Roof of the British Museum – Original Painting
About the image:
If you say British Museum Art, you’d probably think of the contents, but the building itself is a work of art and, as such, inspires its own art.
The Roof of the British Museum has a particular appeal curving this way and swaying that. Drawing it is a challenge. There are distinct sets of spars criss crossing to form those triangles. All varying in size and shape.
It’s like a maze. If you let your eye follow one and make a turn, at a junction, you can cover the entire picture rapidly. Well entire roof part of it anyway.
Sometimes you get lost in the process. The stone buildings, the rotunda and columned entrance reflect the warm sunlight shining through the glass. Ochre stone is textured with ripples caused by clingfilm. A pattern that’s echoed in the deep blue sky. Dark recesses are picked out in Burnt Umber, sepia and dark madder, inks. Blooms of colour dissolve into lined columns, giving a translucent appearance.
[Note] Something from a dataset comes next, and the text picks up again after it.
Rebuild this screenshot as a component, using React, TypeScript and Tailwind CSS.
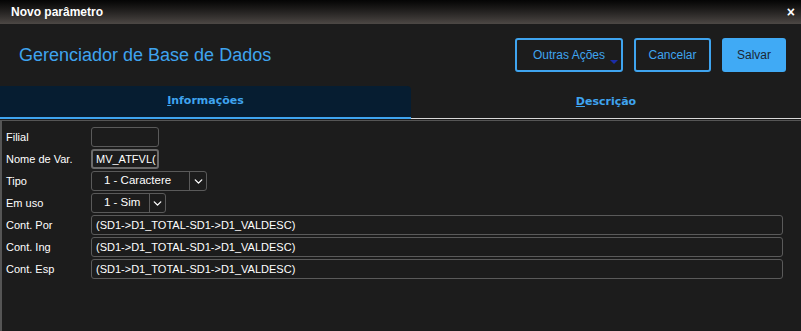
import { ChevronDown } from "lucide-react";

const font = "font-['Liberation_Sans',Arial,sans-serif]";

function Row({ label, children }: { label: string; children: React.ReactNode }) {
  return (
    <div className="flex h-[20px] items-center">
      <div className="w-[89px] pl-[4px] text-[11px] text-white">{label}</div>
      {children}
    </div>
  );
}

function Select({ value, width, split }: { value: string; width: string; split: string }) {
  return (
    <div className={`flex h-[20px] ${width} rounded-[3px] border border-[#5a5a5a]`}>
      <div className={`${split} flex items-center border-r border-[#5a5a5a] pl-[12px] text-[11.5px] text-white`}>
        {value}
      </div>
      <div className="flex flex-1 items-center justify-center text-white">
        <ChevronDown size={13} strokeWidth={2.5} />
      </div>
    </div>
  );
}

function TextBox({ value }: { value: string }) {
  return (
    <div className="flex h-[20px] w-[692px] items-center rounded-[3px] border border-[#5a5a5a] pl-[4px] text-[11px] text-white">
      {value}
    </div>
  );
}

export default function App() {
  const expr = "(SD1->D1_TOTAL-SD1->D1_VALDESC)";
  return (
    <div className={`flex h-[331px] w-[801px] flex-col bg-[#1c1c1c] ${font}`}>
      <header className="flex h-[24px] items-center justify-between bg-gradient-to-b from-[#050505] to-[#4d4845] pl-[11px] pr-[6px]">
        <span className="text-[12px] font-bold text-white">Novo parâmetro</span>
        <span className="text-[14px] font-bold leading-none text-white">×</span>
      </header>

      <div className="flex h-[62px] items-center justify-between pl-[19px] pr-[15px]">
        <h1 className="text-[18px] text-[#3fa4ef]">Gerenciador de Base de Dados</h1>
        <div className="flex gap-[11px]">
          <button className="relative h-[34px] w-[108px] rounded-[3px] border-2 border-[#3fa4ef] text-[12px] text-[#3fa4ef]">
            Outras Ações
            <span className="absolute bottom-[6px] right-[3px] h-0 w-0 border-x-[4px] border-t-[4px] border-x-transparent border-t-[#1b2ca8]" />
          </button>
          <button className="h-[34px] w-[77px] rounded-[3px] border-2 border-[#3fa4ef] text-[12px] text-[#3fa4ef]">
            Cancelar
          </button>
          <button className="h-[34px] w-[64px] rounded-[3px] bg-[#40aaf5] text-[12px] text-[#1c2733]">
            Salvar
          </button>
        </div>
      </div>

      <div className="flex h-[33px]">
        <div className="flex w-[411px] items-center justify-center rounded-tr-[4px] border-b-2 border-[#3fa4ef] bg-[#061d31] font-['DejaVu_Sans',Verdana,sans-serif] text-[11px] font-bold text-[#3fa4ef]">
          <span><span className="underline">I</span>nformações</span>
        </div>
        <div className="flex flex-1 items-center justify-center border-b border-[#d8d8d8] font-['DejaVu_Sans',Verdana,sans-serif] text-[11px] font-bold text-[#3fa4ef]">
          <span><span className="underline">D</span>escrição</span>
        </div>
      </div>

      <div className="mt-[1px] flex flex-1 flex-col gap-[2px] border-l-2 border-t border-[#555] pt-[6px]">
        <Row label="Filial">
          <div className="h-[20px] w-[68px] rounded-[3px] border border-[#5a5a5a]" />
        </Row>
        <Row label="Nome de Var.">
          <div className="flex h-[20px] w-[68px] items-center overflow-hidden whitespace-nowrap rounded-[3px] border-2 border-[#6a6a6a] pl-[3px] text-[11px] text-white">
            MV_ATFVL(
          </div>
        </Row>
        <Row label="Tipo">
          <Select value="1 - Caractere" width="w-[116px]" split="w-[98px]" />
        </Row>
        <Row label="Em uso">
          <Select value="1 - Sim" width="w-[75px]" split="w-[58px]" />
        </Row>
        <Row label="Cont. Por">
          <TextBox value={expr} />
        </Row>
        <Row label="Cont. Ing">
          <TextBox value={expr} />
        </Row>
        <Row label="Cont. Esp">
          <TextBox value={expr} />
        </Row>
      </div>
    </div>
  );
}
The spars of the roof, are picked out with black ink, which has been blown with a straw to form tendrils reaching out into the void created in between. Some triangular voids keep the blue sky, while others make space for the growing tendrils, and yet others, obliterate the sky is and let dark, blackness take over completely.
The layers have been kept to a minimum in this piece, allowing the watercolour free rein. Keeping the image simple and fresh. Areas of stone contrast starkly with the complexity of the roof. The overpowering detail on something so simple in concept. Yet intricate and complex in execution.
Creation: The image is created using masking fluid, then painted with a watercolour wash and covered with clingfilm. Once this is removed the picture is further developed using acrylic inks and building up layers, which are left to dry before the masking is removed to reveal the final picture.